Challenge:
Write out the listing below in full and exactly, leaving out every picture.

Raw data:

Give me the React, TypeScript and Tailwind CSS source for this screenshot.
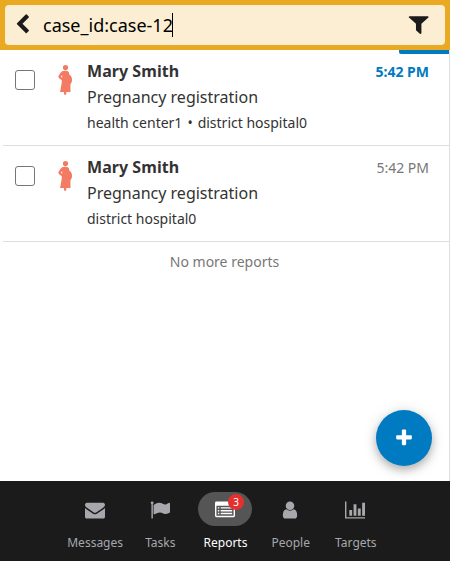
import type { ReactNode } from "react";

const PATHS = {
  back: "M1427 301l-531 531 531 531q19 19 19 45t-19 45l-166 166q-19 19-45 19t-45-19l-742-742q-19-19-19-45t19-45l742-742q19-19 45-19t45 19l166 166q19 19 19 45t-19 45z",
  filter: "M1595 295q17 41-14 70l-493 493v742q0 42-39 59-13 5-25 5-27 0-45-19l-256-256q-19-19-19-45v-486l-493-493q-31-29-14-70 17-39 59-39h1280q42 0 59 39z",
  plus: "M1600 736v192q0 40-28 68t-68 28h-416v416q0 40-28 68t-68 28h-192q-40 0-68-28t-28-68v-416h-416q-40 0-68-28t-28-68v-192q0-40 28-68t68-28h416v-416q0-40 28-68t68-28h192q40 0 68 28t28 68v416h416q40 0 68 28t28 68z",
  envelope: "M1792 710v794q0 66-47 113t-113 47h-1472q-66 0-113-47t-47-113v-794q44 49 101 87 362 246 497 345 57 42 92.5 65.5t94.5 48 110 24.5h2q51 0 110-24.5t94.5-48 92.5-65.5q170-123 498-345 57-39 100-87zm0-294q0 79-49 151t-122 123q-376 261-468 325-10 7-42.5 31t-54 38.5-52 32.5-57.5 27-50 9h-2q-23 0-50-9t-57.5-27-52-32.5-54-38.5-42.5-31q-91-64-262-182.5t-205-142.5q-62-42-117-115.5t-55-136.5q0-78 41.5-130t118.5-52h1472q65 0 112.5 47t47.5 113z",
  flag: "M320 256q0 72-64 110v1266q0 13-9.5 22.5t-22.5 9.5h-64q-13 0-22.5-9.5t-9.5-22.5v-1266q-64-38-64-110 0-53 37.5-90.5t90.5-37.5 90.5 37.5 37.5 90.5zm1472 64v763q0 25-12.5 38.5t-39.5 27.5q-215 116-369 116-61 0-123.5-22t-108.5-48-115.5-48-142.5-22q-192 0-464 146-17 9-33 9-26 0-45-19t-19-45v-742q0-32 31-55 21-14 79-43 236-120 421-120 107 0 200 29t219 88q38 19 88 19 54 0 117.5-21t110-47 88-47 54.5-21q26 0 45 19t19 45z",
  list: "M128 128h1536q128 0 128 128v1152q0 128-128 128h-1536q-128 0-128-128v-1152q0-128 128-128zm0 390v890h1536v-890zM256 640h128v128h-128zM512 640h1024v128h-1024zM256 896h128v128h-128zM512 896h1024v128h-1024zM256 1152h128v128h-128zM512 1152h1024v128h-1024z",
  user: "M1536 1399q0 109-62.5 187t-150.5 78h-854q-88 0-150.5-78t-62.5-187q0-85 8.5-160.5t31.5-152 58.5-131 94-89 134.5-34.5q131 128 313 128t313-128q76 0 134.5 34.5t94 89 58.5 131 31.5 152 8.5 160.5zm-256-887q0 159-112.5 271.5t-271.5 112.5-271.5-112.5-112.5-271.5 112.5-271.5 271.5-112.5 271.5 112.5 112.5 271.5z",
  chart: "M640 896v512h-256v-512h256zm384-512v1024h-256v-1024h256zm1024 1152v128h-2048v-1536h128v1408h1920zm-640-768v640h-256v-640h256zm384-512v1152h-256v-1152h256z",
};

function Icon({ name, className }: { name: keyof typeof PATHS; className: string }) {
  return (
    <svg viewBox="0 0 1792 1792" preserveAspectRatio="none" fill="currentColor" fillRule="evenodd" className={`shrink-0 ${className}`}>
      <path d={PATHS[name]} />
    </svg>
  );
}

function PregnantIcon() {
  return (
    <svg viewBox="0 0 15 30" fill="#f47b63" className="mt-[7px] ml-[23px] h-[30px] w-[15px] shrink-0">
      <circle cx="7.5" cy="2.6" r="2.6" />
      <path
        fillRule="evenodd"
        d="M4.6 6.1Q7.5 5.2 10 6.2Q11.4 7 11.2 9.3Q14.1 11.6 14.1 14.8Q14.1 17.6 12.4 19.6L12.5 26.9H8.3V29.3Q7.2 30.4 6 29.3V26.9H2.1L3.9 16.8L3.6 15.1Q.1 13.2 .3 11.6Q1.2 8.2 4.6 6.1ZM4 10.3L2.8 11.6L4.1 12.7Q4.4 11.4 4 10.3Z"
      />
    </svg>
  );
}

function Report({ place, unread }: { place: ReactNode; unread?: boolean }) {
  return (
    <li className="ml-[3px] flex h-24 border-b border-[#dedede] pt-2 pl-3">
      <input type="checkbox" aria-label="Select report" className="mt-3 size-5 shrink-0 appearance-none rounded-[3px] border border-[#767676] bg-white" />
      <PregnantIcon />
      <div className="ml-[14px] min-w-0 flex-1">
        <div className="flex justify-between pr-5">
          <h2 className="text-[16px] leading-[26px] font-bold tracking-[0.05px]">Mary Smith</h2>
          <time className={unread ? "text-[14px] leading-7 font-bold text-[#007ac0]" : "text-[14px] leading-7 text-[#777]"}>5:42 PM</time>
        </div>
        <p className="-mt-[2px] text-[16px] leading-[26px]">Pregnancy registration</p>
        <p className="text-[14px] leading-[25px]">{place}</p>
      </div>
    </li>
  );
}

const tabs: { label: string; icon: keyof typeof PATHS; badge?: number }[] = [
  { label: "Messages", icon: "envelope" },
  { label: "Tasks", icon: "flag" },
  { label: "Reports", icon: "list", badge: 3 },
  { label: "People", icon: "user" },
  { label: "Targets", icon: "chart" },
];

export default function App() {
  return (
    <div className="relative flex h-[561px] w-[450px] flex-col overflow-hidden bg-white font-['Noto_Sans',sans-serif] text-[#333]">
      <header className="h-[50px] bg-[#e9aa22] p-[5px]">
        <div className="flex h-10 items-center rounded-[4px] bg-[#fceed3] pr-[13.3px] pl-[7px] text-[#1b1b1b]">
          <Icon name="back" className="mb-px size-[21px]" />
          <span className="ml-[10px] text-[18px] leading-6 text-black">case_id:case-12</span>
          <span className="-ml-px h-6 w-px bg-black" />
          <Icon name="filter" className="mb-[2px] ml-auto h-[22.5px] w-[25.4px]" />
        </div>
      </header>
      <main className="flex-1 border-r border-[#dedede]">
        <div className="-mb-1 ml-auto h-1 w-[50px] rounded-bl-[2px] bg-[#007ac0]" />
        <ul>
          <Report unread place={<>health center1<span className="mx-[5px]">•</span>district hospital0</>} />
          <Report place="district hospital0" />
        </ul>
        <p className="pt-2 text-center text-[14px] leading-6 text-[#777]">No more reports</p>
      </main>
      <button aria-label="Add report" className="absolute top-[410px] left-[376px] flex size-14 items-center justify-center rounded-full bg-[#007ac0] text-white shadow-[0_4px_8px_rgba(0,0,0,0.25),0_2px_16px_rgba(0,0,0,0.12)]">
        <Icon name="plus" className="size-5" />
      </button>
      <nav className="flex h-20 justify-center bg-[#1b1b1b] pt-[11px] text-[#a7a8ac]">
        {tabs.map(({ label, icon, badge }) => (
          <a key={label} className={badge ? "flex w-[65.2px] flex-col items-center text-white" : "flex w-[65.2px] flex-col items-center"}>
            <span className={badge ? "relative flex h-[34px] w-[54px] items-center justify-center rounded-full bg-[#555] pt-[2px]" : "flex h-[34px] w-[54px] items-center justify-center pt-[2px]"}>
              <Icon name={icon} className="size-5" />
              {badge && <span className="absolute top-[2px] left-[30px] flex size-4 items-center justify-center rounded-full bg-[#e33030] text-[10px] leading-none text-white">{badge}</span>}
            </span>
            <span className="mt-[7px] pl-px text-[12px] leading-5">{label}</span>
          </a>
        ))}
      </nav>
    </div>
  );
}
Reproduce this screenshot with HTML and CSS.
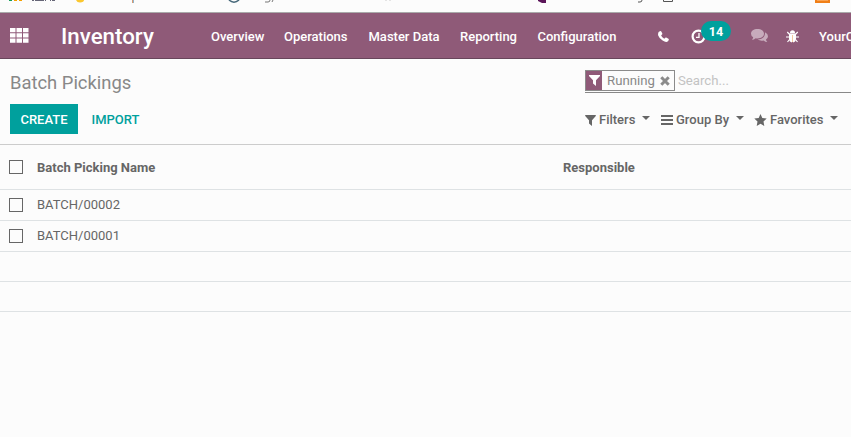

Task output:
Give me the React, TypeScript and Tailwind CSS source for this screenshot.
import type { ReactNode } from "react";

const PATHS = {
  back: "M1427 301l-531 531 531 531q19 19 19 45t-19 45l-166 166q-19 19-45 19t-45-19l-742-742q-19-19-19-45t19-45l742-742q19-19 45-19t45 19l166 166q19 19 19 45t-19 45z",
  filter: "M1595 295q17 41-14 70l-493 493v742q0 42-39 59-13 5-25 5-27 0-45-19l-256-256q-19-19-19-45v-486l-493-493q-31-29-14-70 17-39 59-39h1280q42 0 59 39z",
  plus: "M1600 736v192q0 40-28 68t-68 28h-416v416q0 40-28 68t-68 28h-192q-40 0-68-28t-28-68v-416h-416q-40 0-68-28t-28-68v-192q0-40 28-68t68-28h416v-416q0-40 28-68t68-28h192q40 0 68 28t28 68v416h416q40 0 68 28t28 68z",
  envelope: "M1792 710v794q0 66-47 113t-113 47h-1472q-66 0-113-47t-47-113v-794q44 49 101 87 362 246 497 345 57 42 92.5 65.5t94.5 48 110 24.5h2q51 0 110-24.5t94.5-48 92.5-65.5q170-123 498-345 57-39 100-87zm0-294q0 79-49 151t-122 123q-376 261-468 325-10 7-42.5 31t-54 38.5-52 32.5-57.5 27-50 9h-2q-23 0-50-9t-57.5-27-52-32.5-54-38.5-42.5-31q-91-64-262-182.5t-205-142.5q-62-42-117-115.5t-55-136.5q0-78 41.5-130t118.5-52h1472q65 0 112.5 47t47.5 113z",
  flag: "M320 256q0 72-64 110v1266q0 13-9.5 22.5t-22.5 9.5h-64q-13 0-22.5-9.5t-9.5-22.5v-1266q-64-38-64-110 0-53 37.5-90.5t90.5-37.5 90.5 37.5 37.5 90.5zm1472 64v763q0 25-12.5 38.5t-39.5 27.5q-215 116-369 116-61 0-123.5-22t-108.5-48-115.5-48-142.5-22q-192 0-464 146-17 9-33 9-26 0-45-19t-19-45v-742q0-32 31-55 21-14 79-43 236-120 421-120 107 0 200 29t219 88q38 19 88 19 54 0 117.5-21t110-47 88-47 54.5-21q26 0 45 19t19 45z",
  list: "M128 128h1536q128 0 128 128v1152q0 128-128 128h-1536q-128 0-128-128v-1152q0-128 128-128zm0 390v890h1536v-890zM256 640h128v128h-128zM512 640h1024v128h-1024zM256 896h128v128h-128zM512 896h1024v128h-1024zM256 1152h128v128h-128zM512 1152h1024v128h-1024z",
  user: "M1536 1399q0 109-62.5 187t-150.5 78h-854q-88 0-150.5-78t-62.5-187q0-85 8.5-160.5t31.5-152 58.5-131 94-89 134.5-34.5q131 128 313 128t313-128q76 0 134.5 34.5t94 89 58.5 131 31.5 152 8.5 160.5zm-256-887q0 159-112.5 271.5t-271.5 112.5-271.5-112.5-112.5-271.5 112.5-271.5 271.5-112.5 271.5 112.5 112.5 271.5z",
  chart: "M640 896v512h-256v-512h256zm384-512v1024h-256v-1024h256zm1024 1152v128h-2048v-1536h128v1408h1920zm-640-768v640h-256v-640h256zm384-512v1152h-256v-1152h256z",
};

function Icon({ name, className }: { name: keyof typeof PATHS; className: string }) {
  return (
    <svg viewBox="0 0 1792 1792" preserveAspectRatio="none" fill="currentColor" fillRule="evenodd" className={`shrink-0 ${className}`}>
      <path d={PATHS[name]} />
    </svg>
  );
}

function PregnantIcon() {
  return (
    <svg viewBox="0 0 15 30" fill="#f47b63" className="mt-[7px] ml-[23px] h-[30px] w-[15px] shrink-0">
      <circle cx="7.5" cy="2.6" r="2.6" />
      <path
        fillRule="evenodd"
        d="M4.6 6.1Q7.5 5.2 10 6.2Q11.4 7 11.2 9.3Q14.1 11.6 14.1 14.8Q14.1 17.6 12.4 19.6L12.5 26.9H8.3V29.3Q7.2 30.4 6 29.3V26.9H2.1L3.9 16.8L3.6 15.1Q.1 13.2 .3 11.6Q1.2 8.2 4.6 6.1ZM4 10.3L2.8 11.6L4.1 12.7Q4.4 11.4 4 10.3Z"
      />
    </svg>
  );
}

function Report({ place, unread }: { place: ReactNode; unread?: boolean }) {
  return (
    <li className="ml-[3px] flex h-24 border-b border-[#dedede] pt-2 pl-3">
      <input type="checkbox" aria-label="Select report" className="mt-3 size-5 shrink-0 appearance-none rounded-[3px] border border-[#767676] bg-white" />
      <PregnantIcon />
      <div className="ml-[14px] min-w-0 flex-1">
        <div className="flex justify-between pr-5">
          <h2 className="text-[16px] leading-[26px] font-bold tracking-[0.05px]">Mary Smith</h2>
          <time className={unread ? "text-[14px] leading-7 font-bold text-[#007ac0]" : "text-[14px] leading-7 text-[#777]"}>5:42 PM</time>
        </div>
        <p className="-mt-[2px] text-[16px] leading-[26px]">Pregnancy registration</p>
        <p className="text-[14px] leading-[25px]">{place}</p>
      </div>
    </li>
  );
}

const tabs: { label: string; icon: keyof typeof PATHS; badge?: number }[] = [
  { label: "Messages", icon: "envelope" },
  { label: "Tasks", icon: "flag" },
  { label: "Reports", icon: "list", badge: 3 },
  { label: "People", icon: "user" },
  { label: "Targets", icon: "chart" },
];

export default function App() {
  return (
    <div className="relative flex h-[561px] w-[450px] flex-col overflow-hidden bg-white font-['Noto_Sans',sans-serif] text-[#333]">
      <header className="h-[50px] bg-[#e9aa22] p-[5px]">
        <div className="flex h-10 items-center rounded-[4px] bg-[#fceed3] pr-[13.3px] pl-[7px] text-[#1b1b1b]">
          <Icon name="back" className="mb-px size-[21px]" />
          <span className="ml-[10px] text-[18px] leading-6 text-black">case_id:case-12</span>
          <span className="-ml-px h-6 w-px bg-black" />
          <Icon name="filter" className="mb-[2px] ml-auto h-[22.5px] w-[25.4px]" />
        </div>
      </header>
      <main className="flex-1 border-r border-[#dedede]">
        <div className="-mb-1 ml-auto h-1 w-[50px] rounded-bl-[2px] bg-[#007ac0]" />
        <ul>
          <Report unread place={<>health center1<span className="mx-[5px]">•</span>district hospital0</>} />
          <Report place="district hospital0" />
        </ul>
        <p className="pt-2 text-center text-[14px] leading-6 text-[#777]">No more reports</p>
      </main>
      <button aria-label="Add report" className="absolute top-[410px] left-[376px] flex size-14 items-center justify-center rounded-full bg-[#007ac0] text-white shadow-[0_4px_8px_rgba(0,0,0,0.25),0_2px_16px_rgba(0,0,0,0.12)]">
        <Icon name="plus" className="size-5" />
      </button>
      <nav className="flex h-20 justify-center bg-[#1b1b1b] pt-[11px] text-[#a7a8ac]">
        {tabs.map(({ label, icon, badge }) => (
          <a key={label} className={badge ? "flex w-[65.2px] flex-col items-center text-white" : "flex w-[65.2px] flex-col items-center"}>
            <span className={badge ? "relative flex h-[34px] w-[54px] items-center justify-center rounded-full bg-[#555] pt-[2px]" : "flex h-[34px] w-[54px] items-center justify-center pt-[2px]"}>
              <Icon name={icon} className="size-5" />
              {badge && <span className="absolute top-[2px] left-[30px] flex size-4 items-center justify-center rounded-full bg-[#e33030] text-[10px] leading-none text-white">{badge}</span>}
            </span>
            <span className="mt-[7px] pl-px text-[12px] leading-5">{label}</span>
          </a>
        ))}
      </nav>
    </div>
  );
}
Reproduce this screenshot with HTML and CSS.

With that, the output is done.